[start]
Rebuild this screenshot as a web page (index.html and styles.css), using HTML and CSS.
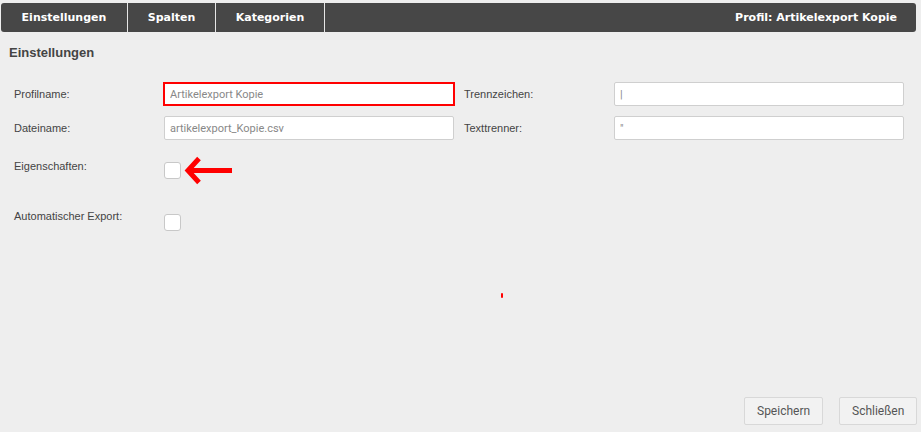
FILE: index.html
```html
<!DOCTYPE html>
<html lang="de">
<head>
<meta charset="utf-8">
<title>Profil: Artikelexport Kopie</title>
<link rel="stylesheet" href="styles.css">
</head>
<body>
<div class="page">
  <nav class="tabbar">
    <a class="tab tab-first">Einstellungen</a>
    <a class="tab tab-second">Spalten</a>
    <a class="tab tab-third">Kategorien</a>
    <span class="tab-spacer"></span>
    <span class="profile">Profil: Artikelexport Kopie</span>
  </nav>
  <h2 class="section-title">Einstellungen</h2>
  <div class="form">
    <div class="row">
      <label class="label">Profilname:</label>
      <input class="field invalid" type="text" value="Artikelexport Kopie">
      <label class="label label-right">Trennzeichen:</label>
      <input class="field" type="text" value="|">
    </div>
    <div class="row">
      <label class="label">Dateiname:</label>
      <input class="field" type="text" value="artikelexport_Kopie.csv">
      <label class="label label-right">Texttrenner:</label>
      <input class="field" type="text" value="&quot;">
    </div>
    <div class="row row-check row-props">
      <label class="label">Eigenschaften:</label>
      <span class="checkbox"></span>
      <svg class="arrow" width="52" height="31" viewBox="0 0 52 31">
        <path d="M50 15.5 H6" stroke="#f00" stroke-width="5" fill="none"/>
        <path d="M17 3.5 L6 15.5 L17 27.5" stroke="#f00" stroke-width="5" fill="none" stroke-linejoin="miter"/>
      </svg>
    </div>
    <div class="row row-check row-auto">
      <label class="label">Automatischer Export:</label>
      <span class="checkbox"></span>
    </div>
  </div>
  <span class="speck"></span>
  <div class="footer">
    <button class="btn">Speichern</button>
    <button class="btn">Schließen</button>
  </div>
</div>
</body>
</html>
```
FILE: styles.css
```css
html, body {
  margin: 0;
  padding: 0;
  background: #eeeeee;
}
.page {
  position: relative;
  height: 432px;
  display: flex;
  flex-direction: column;
  font-family: "Liberation Sans", Arial, sans-serif;
}
.tabbar {
  margin: 3px 5px 0 1px;
  height: 29px;
  background: #474747;
  border-radius: 3px;
  display: flex;
  align-items: stretch;
  font-family: "DejaVu Sans", sans-serif;
  font-weight: bold;
  font-size: 11px;
  color: #fff;
}
.tab {
  display: flex;
  align-items: center;
  justify-content: center;
  border-right: 1px solid #e6e6e6;
  box-sizing: border-box;
}
.tab-first { width: 127px; }
.tab-second { width: 88px; }
.tab-third { width: 109px; }
.tab-spacer { flex: 1; }
.profile {
  display: flex;
  align-items: center;
  padding-right: 19px;
}
.section-title {
  margin: 13px 0 0 9px;
  font-size: 13px;
  font-weight: bold;
  color: #444;
  line-height: 15px;
}
.form {
  margin-top: 22px;
  padding-left: 14px;
}
.row {
  display: flex;
  align-items: center;
  height: 24px;
  margin-bottom: 10px;
}
.label {
  width: 150px;
  font-size: 11px;
  color: #444;
}
.label-right {
  width: 150px;
  margin-left: 10px;
}
.field {
  width: 290px;
  height: 24px;
  box-sizing: border-box;
  border: 1px solid #cfcfcf;
  border-radius: 2px;
  background: #fff;
  padding: 0 5px;
  font-family: Roboto, sans-serif;
  font-size: 11px;
  color: #888;
  outline: none;
}
.field.invalid {
  border: 1px solid #f00;
  box-shadow: 0 0 0 1px #f00;
  border-radius: 0;
  height: 22px;
}
.row-check {
  align-items: flex-start;
  height: 17px;
}
.row-props {
  margin-top: 22px;
  margin-bottom: 0;
}
.row-props .label { margin-top: -2px; }
.row-auto {
  margin-top: 35px;
}
.row-auto .label { margin-top: -4px; }
.checkbox {
  width: 17px;
  height: 17px;
  box-sizing: border-box;
  border: 1px solid #c8c8c8;
  border-radius: 3px;
  background: #fff;
  flex: none;
}
.arrow {
  margin: -7px 0 0 1px;
  flex: none;
}
.speck {
  position: absolute;
  left: 501px;
  top: 293px;
  width: 2px;
  height: 5px;
  background: #f00;
  border-radius: 1px;
}
.footer {
  margin-top: auto;
  margin-bottom: 7px;
  margin-right: 4px;
  display: flex;
  justify-content: flex-end;
  gap: 16px;
}
.btn {
  height: 28px;
  padding: 0 12px;
  background: #f2f2f2;
  border: 1px solid #d8d8d8;
  border-radius: 2px;
  font-family: Roboto, sans-serif;
  font-size: 12px;
  color: #555;
}
.btn:first-child { width: 79px; }
.btn:last-child { width: 78px; }
```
[end]
What is the number of lines in the listing above that contain the string "styles"? Give only the number.

(The solution) 3